Set exercise » Look over the lines below. Report each one that includes the string "React".

Records with interface code »
## START

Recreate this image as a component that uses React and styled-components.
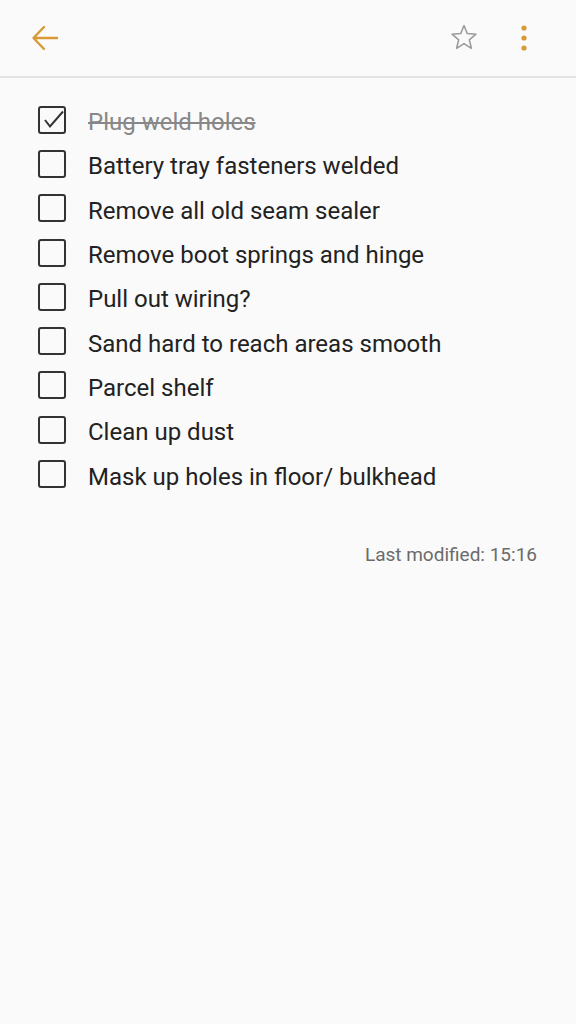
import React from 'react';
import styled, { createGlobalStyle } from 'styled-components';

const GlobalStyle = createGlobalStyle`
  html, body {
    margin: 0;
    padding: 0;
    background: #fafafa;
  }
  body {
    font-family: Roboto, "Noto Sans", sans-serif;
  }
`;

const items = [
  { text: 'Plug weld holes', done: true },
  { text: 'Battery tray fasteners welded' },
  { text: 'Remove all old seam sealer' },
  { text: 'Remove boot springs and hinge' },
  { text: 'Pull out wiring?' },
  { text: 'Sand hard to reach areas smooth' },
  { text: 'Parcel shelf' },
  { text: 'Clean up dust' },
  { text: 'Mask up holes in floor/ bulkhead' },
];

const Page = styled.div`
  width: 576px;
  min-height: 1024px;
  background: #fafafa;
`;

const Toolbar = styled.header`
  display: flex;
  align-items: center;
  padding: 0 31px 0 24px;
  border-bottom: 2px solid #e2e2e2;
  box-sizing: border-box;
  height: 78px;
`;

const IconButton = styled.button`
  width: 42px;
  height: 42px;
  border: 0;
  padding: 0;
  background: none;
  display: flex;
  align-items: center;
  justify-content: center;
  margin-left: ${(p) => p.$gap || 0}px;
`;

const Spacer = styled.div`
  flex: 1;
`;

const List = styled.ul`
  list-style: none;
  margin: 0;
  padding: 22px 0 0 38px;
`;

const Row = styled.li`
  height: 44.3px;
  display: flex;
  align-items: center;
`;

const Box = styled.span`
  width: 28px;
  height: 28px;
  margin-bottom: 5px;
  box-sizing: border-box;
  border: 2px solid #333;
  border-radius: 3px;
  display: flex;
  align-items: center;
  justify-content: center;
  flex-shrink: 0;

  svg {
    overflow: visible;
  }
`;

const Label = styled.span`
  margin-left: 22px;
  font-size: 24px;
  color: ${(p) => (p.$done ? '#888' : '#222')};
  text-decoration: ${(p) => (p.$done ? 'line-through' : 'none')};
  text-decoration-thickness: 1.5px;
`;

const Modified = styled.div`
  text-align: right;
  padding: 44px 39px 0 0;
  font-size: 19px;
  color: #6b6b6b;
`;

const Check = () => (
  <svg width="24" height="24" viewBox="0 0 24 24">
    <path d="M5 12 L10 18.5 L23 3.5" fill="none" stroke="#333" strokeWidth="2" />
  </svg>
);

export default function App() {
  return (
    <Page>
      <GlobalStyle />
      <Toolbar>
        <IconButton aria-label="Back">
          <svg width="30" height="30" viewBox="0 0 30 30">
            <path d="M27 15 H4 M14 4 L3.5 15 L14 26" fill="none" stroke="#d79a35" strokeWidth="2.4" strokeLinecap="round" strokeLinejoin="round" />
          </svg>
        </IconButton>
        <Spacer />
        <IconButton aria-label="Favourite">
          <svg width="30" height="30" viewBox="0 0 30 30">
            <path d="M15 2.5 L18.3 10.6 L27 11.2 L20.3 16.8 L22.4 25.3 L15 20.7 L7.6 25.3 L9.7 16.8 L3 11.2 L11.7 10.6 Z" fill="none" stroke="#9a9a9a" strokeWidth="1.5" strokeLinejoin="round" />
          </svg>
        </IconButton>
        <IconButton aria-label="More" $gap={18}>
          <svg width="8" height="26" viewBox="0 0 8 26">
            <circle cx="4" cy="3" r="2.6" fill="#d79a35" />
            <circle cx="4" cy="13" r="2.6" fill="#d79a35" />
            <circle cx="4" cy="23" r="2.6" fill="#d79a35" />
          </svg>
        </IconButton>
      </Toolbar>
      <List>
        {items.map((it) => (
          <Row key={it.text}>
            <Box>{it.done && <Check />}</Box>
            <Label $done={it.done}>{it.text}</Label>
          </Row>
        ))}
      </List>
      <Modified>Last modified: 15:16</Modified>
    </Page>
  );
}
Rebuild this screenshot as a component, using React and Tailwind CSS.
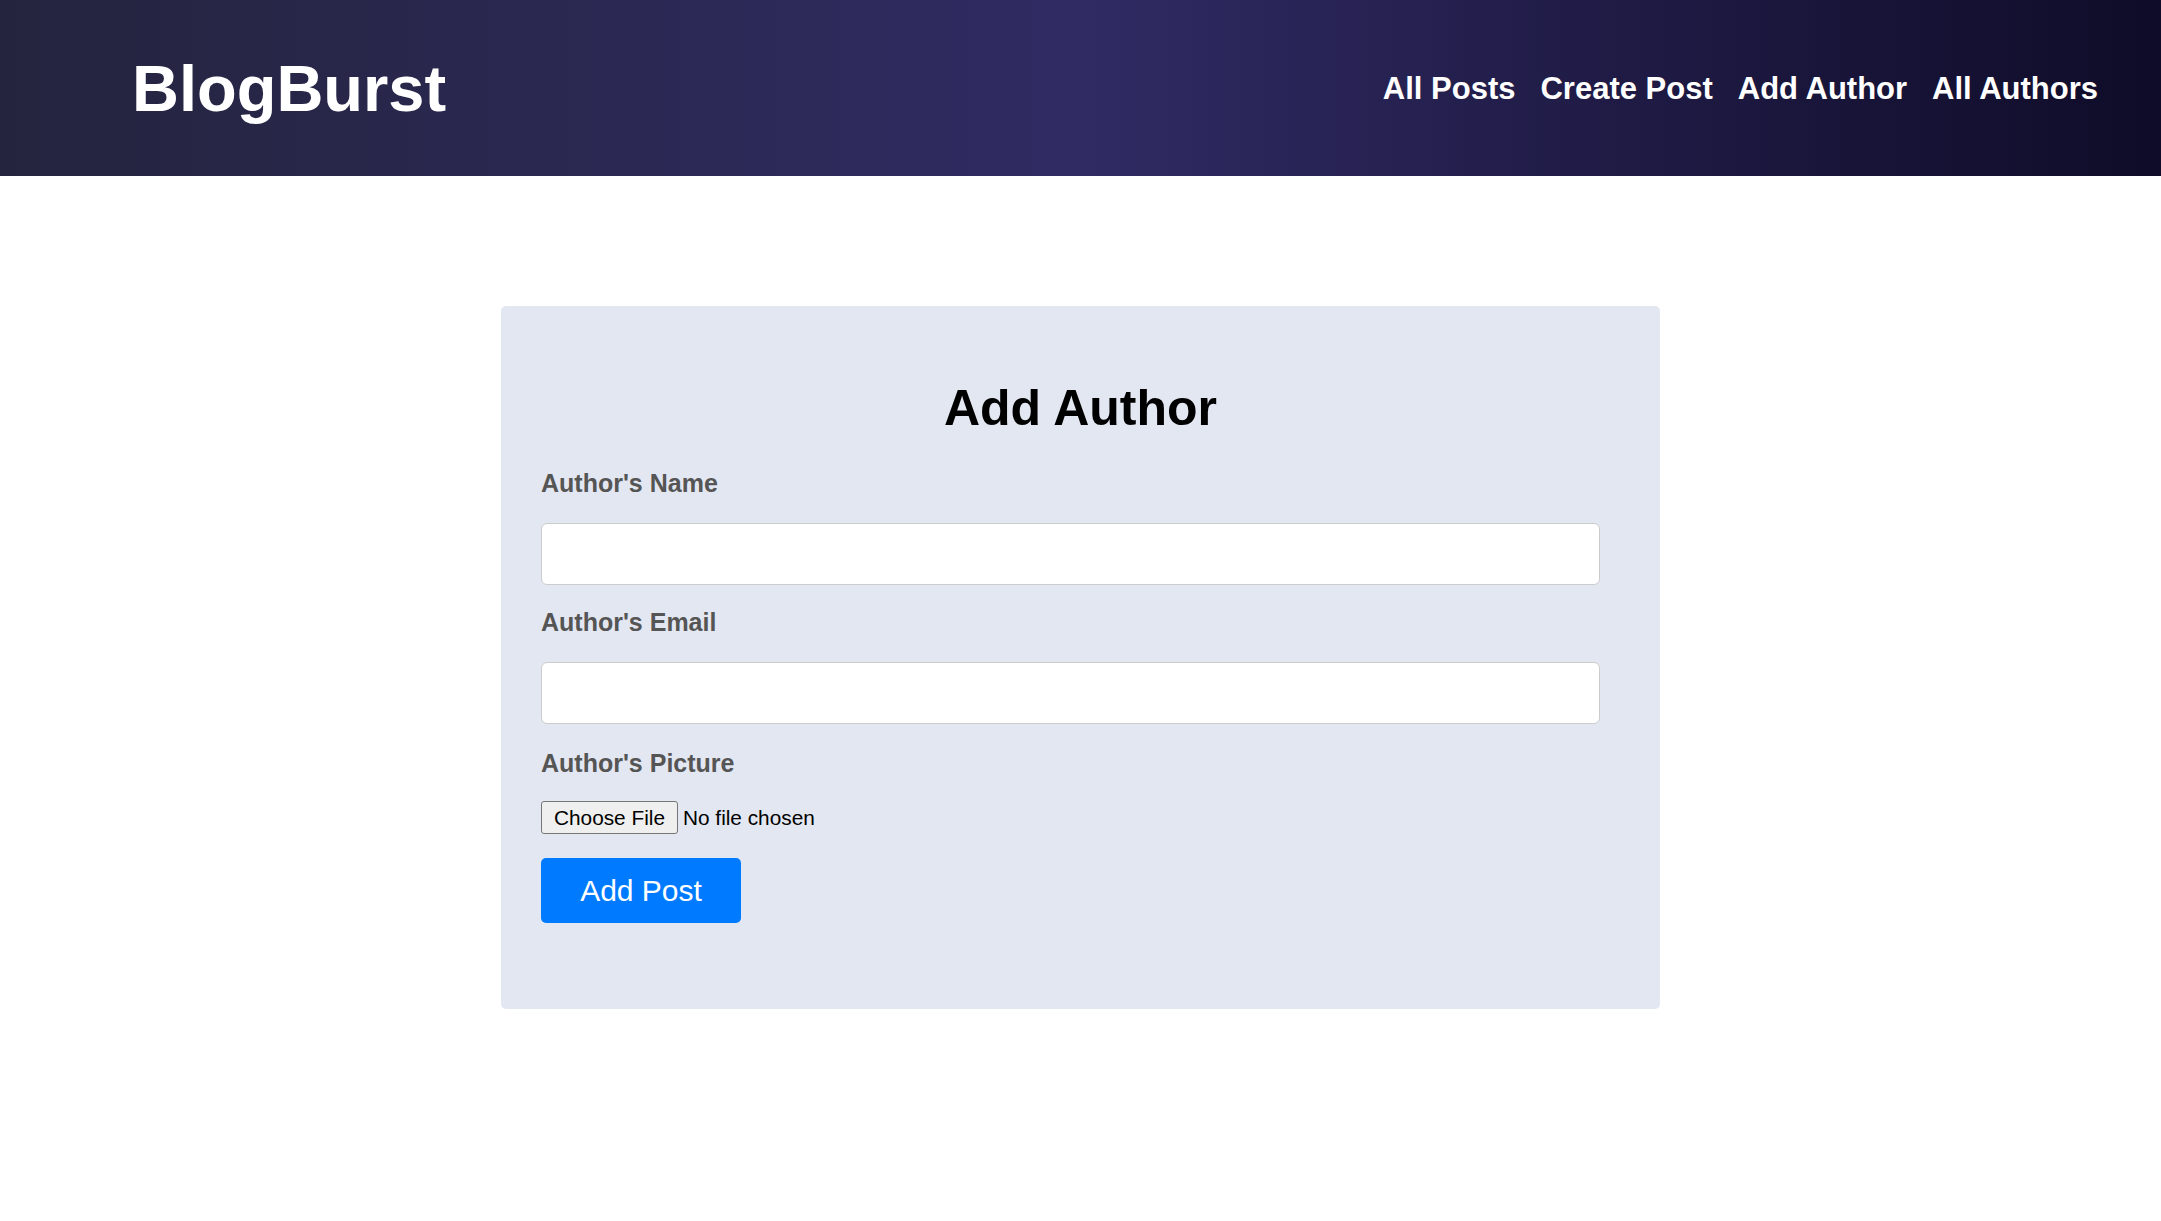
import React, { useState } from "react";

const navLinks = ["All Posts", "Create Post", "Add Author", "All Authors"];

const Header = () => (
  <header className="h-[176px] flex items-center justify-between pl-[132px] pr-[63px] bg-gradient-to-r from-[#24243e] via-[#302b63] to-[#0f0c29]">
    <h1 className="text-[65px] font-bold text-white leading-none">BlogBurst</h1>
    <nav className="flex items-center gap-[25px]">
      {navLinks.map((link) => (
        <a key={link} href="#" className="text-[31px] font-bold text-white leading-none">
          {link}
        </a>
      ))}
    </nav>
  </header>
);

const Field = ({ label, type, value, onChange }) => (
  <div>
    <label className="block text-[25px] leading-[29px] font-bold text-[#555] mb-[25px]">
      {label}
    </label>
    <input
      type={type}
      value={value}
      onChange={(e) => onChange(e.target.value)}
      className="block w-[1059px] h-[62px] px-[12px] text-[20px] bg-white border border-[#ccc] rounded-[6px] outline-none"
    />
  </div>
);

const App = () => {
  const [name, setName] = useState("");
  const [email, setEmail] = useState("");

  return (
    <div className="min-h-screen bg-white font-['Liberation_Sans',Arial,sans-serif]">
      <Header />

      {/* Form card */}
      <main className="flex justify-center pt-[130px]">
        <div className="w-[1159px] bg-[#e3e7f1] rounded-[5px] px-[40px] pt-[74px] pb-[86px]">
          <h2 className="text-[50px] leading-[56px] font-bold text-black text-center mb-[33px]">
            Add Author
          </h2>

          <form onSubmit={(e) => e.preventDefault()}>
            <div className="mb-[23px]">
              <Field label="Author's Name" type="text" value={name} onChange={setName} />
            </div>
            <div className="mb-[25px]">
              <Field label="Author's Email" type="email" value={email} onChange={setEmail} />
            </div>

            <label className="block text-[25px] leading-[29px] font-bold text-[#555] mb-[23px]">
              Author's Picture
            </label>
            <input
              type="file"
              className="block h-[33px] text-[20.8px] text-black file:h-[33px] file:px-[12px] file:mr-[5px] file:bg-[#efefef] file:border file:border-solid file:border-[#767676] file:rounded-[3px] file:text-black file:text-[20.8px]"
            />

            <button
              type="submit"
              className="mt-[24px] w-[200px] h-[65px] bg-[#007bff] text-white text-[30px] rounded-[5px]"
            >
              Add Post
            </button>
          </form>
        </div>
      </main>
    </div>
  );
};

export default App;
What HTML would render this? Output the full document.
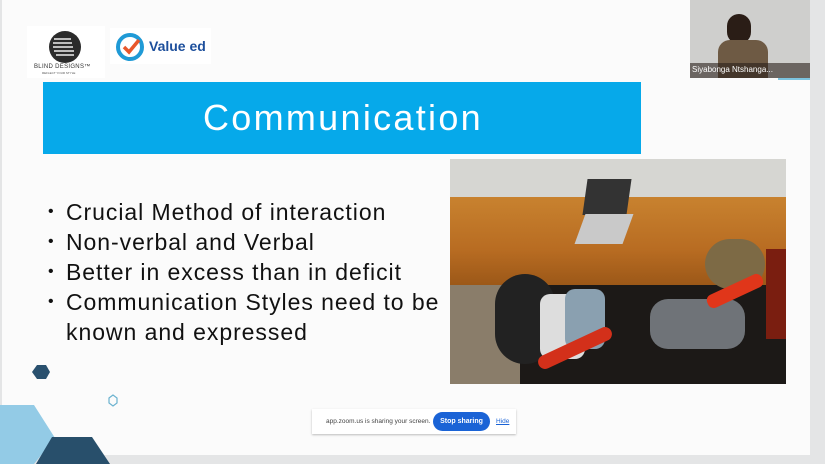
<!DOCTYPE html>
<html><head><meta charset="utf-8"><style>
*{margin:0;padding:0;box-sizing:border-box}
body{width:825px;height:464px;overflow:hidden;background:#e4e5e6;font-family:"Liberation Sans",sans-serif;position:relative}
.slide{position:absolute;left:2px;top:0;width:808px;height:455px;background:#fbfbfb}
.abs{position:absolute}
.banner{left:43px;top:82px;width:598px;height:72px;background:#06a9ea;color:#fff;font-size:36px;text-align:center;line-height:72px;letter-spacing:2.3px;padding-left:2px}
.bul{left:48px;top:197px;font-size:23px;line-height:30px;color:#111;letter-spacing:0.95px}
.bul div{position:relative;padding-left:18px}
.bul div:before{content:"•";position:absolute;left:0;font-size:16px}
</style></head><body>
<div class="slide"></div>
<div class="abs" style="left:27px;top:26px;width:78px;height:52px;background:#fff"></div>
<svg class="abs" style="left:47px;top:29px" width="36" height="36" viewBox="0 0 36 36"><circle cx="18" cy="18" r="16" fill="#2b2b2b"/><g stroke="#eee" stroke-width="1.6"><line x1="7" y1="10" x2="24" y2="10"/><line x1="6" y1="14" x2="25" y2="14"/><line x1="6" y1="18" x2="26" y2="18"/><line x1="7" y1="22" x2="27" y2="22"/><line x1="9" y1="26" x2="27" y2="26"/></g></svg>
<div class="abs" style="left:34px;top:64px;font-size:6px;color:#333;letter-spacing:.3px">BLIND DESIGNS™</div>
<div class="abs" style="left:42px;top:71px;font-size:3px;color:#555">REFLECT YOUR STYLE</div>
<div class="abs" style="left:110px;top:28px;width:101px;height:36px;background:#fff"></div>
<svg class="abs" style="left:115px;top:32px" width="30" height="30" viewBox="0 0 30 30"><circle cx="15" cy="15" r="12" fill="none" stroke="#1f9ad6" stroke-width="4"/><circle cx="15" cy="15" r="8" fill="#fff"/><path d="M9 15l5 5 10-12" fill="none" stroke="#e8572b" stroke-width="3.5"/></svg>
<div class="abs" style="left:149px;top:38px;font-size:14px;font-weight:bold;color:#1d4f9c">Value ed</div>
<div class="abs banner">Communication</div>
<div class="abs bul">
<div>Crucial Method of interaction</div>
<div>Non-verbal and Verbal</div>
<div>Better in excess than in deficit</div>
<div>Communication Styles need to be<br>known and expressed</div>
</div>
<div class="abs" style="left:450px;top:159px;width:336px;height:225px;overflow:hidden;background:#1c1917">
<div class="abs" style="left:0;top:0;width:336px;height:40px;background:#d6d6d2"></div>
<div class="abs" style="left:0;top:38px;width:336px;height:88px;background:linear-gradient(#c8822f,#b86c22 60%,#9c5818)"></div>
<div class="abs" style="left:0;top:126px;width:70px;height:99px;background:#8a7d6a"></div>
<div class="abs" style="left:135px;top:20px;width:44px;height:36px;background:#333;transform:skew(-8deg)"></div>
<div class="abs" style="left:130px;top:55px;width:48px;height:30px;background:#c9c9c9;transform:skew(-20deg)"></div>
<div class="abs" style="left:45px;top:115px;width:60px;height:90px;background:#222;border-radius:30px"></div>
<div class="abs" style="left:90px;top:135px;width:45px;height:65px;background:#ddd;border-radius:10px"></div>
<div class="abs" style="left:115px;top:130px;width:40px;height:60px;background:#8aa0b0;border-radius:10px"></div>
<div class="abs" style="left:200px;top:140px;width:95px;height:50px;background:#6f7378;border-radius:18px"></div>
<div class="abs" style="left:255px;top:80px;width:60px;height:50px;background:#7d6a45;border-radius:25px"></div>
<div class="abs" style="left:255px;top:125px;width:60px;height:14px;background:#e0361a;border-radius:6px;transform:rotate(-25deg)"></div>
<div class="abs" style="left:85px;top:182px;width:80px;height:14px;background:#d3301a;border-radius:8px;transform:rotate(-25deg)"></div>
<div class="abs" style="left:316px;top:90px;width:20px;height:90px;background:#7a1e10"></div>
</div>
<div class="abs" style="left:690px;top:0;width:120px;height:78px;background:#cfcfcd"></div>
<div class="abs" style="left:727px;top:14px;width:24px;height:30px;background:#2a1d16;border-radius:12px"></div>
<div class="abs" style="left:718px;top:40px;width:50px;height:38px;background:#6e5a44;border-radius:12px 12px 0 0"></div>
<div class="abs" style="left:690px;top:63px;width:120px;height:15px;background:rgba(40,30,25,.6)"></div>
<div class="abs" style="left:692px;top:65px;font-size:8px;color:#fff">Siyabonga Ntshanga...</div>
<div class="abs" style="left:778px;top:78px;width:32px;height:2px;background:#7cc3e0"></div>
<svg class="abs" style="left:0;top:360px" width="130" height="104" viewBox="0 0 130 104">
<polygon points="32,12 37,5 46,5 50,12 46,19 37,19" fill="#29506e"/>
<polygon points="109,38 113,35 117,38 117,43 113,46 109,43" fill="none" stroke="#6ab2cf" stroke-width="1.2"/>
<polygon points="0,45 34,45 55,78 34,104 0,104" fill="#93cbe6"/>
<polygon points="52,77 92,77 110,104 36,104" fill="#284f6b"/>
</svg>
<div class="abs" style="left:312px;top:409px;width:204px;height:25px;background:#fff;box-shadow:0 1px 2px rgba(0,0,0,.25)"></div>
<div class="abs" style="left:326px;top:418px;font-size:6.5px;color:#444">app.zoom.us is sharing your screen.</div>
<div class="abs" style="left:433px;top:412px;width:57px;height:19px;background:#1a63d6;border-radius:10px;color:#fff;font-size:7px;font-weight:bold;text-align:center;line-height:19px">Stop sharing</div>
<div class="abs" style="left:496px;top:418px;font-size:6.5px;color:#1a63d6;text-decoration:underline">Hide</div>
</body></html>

## END

Output »
Recreate this image as a component that uses React and styled-components.
import React from 'react';
Rebuild this screenshot as a component, using React and Tailwind CSS.
import React, { useState } from "react";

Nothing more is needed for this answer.